Appropriate management of corporate governance risks has been shown to be essential to company profitability and subsequently shareholder value. Firms involved in price fixing, antitrust and/or corruption violations may incur increased legal sanctions and significant fines from regulatory agencies. Such infractions necessitate the allocation of capital to pay for fines and divert from monies available for investment in the company and human capital investment.
Positive indicators include executive compensation tied to long‐term company and executive performance metrics, a diverse and independent board, independent audit committees and separation of CEO and board chair. Transparency in lobbying, trade association memberships and political donations is also an important indicator.
The Foundation avoids investing in companies that conduct animal testing for non-medical purposes. This selection screens out companies that conduct animal testing for cosmetic, personal care and household cleaning products. Companies for whom animal testing is mandated by law will not be excluded under this category.

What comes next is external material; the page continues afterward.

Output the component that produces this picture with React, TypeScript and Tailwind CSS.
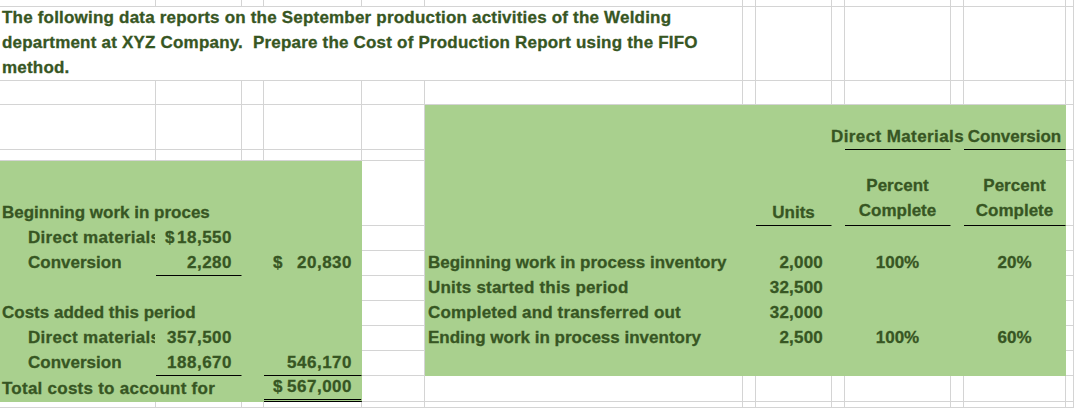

Concentrated Animal Feed Operations
The Foundation screens out companies considered Concentrated Animal Feed Operations, agricultural operations where large numbers of animals are kept in more confined situations than traditional pasture operations. The concentration of the wastes from these animals increases the potential to negatively affect air, water and land quality. This category does not include restaurants or other food establishments (e.g. grocery stores) where meat products are sold.
Defense & Weapons
The Foundation avoids investing in companies that derive 5% or more of their revenue from the manufacture of firearms. Additionally, the Foundation avoids companies that derive 50% or more of their revenue from the manufacture of conventional weapons, unconventional weapons (i.e., cluster munitions, land mines and biochemical weaponry), nuclear weapons and products and services that are critical to the execution of military combat operations. This screen does not include companies that are involved in non‐weapons-related defense business segments (e.g. technology, infrastructure). This screen also does not include firms that manufacture or provide support for non‐weapons-related combat vehicles or combat aircraft and components.
The Foundation avoids investing in companies that derive 50% or more of their revenue from the manufacture of tobacco and nicotine products. This screen does not include retailers or distributors.
The Foundation restricts companies that derive 50% or more of their revenue from gambling/gaming activities.
Shareholder Advocacy & Engagement
Under Securities and Exchange Commission rules, shareholders may engage in dialogue with companies to adopt more progressive environmental, social and governance practices. The Foundation supports shareholder resolutions related to environmental health, labor policies, civil rights/political freedoms and workplace diversity. The Foundation’s full board must approve engagement in any shareholder campaigns.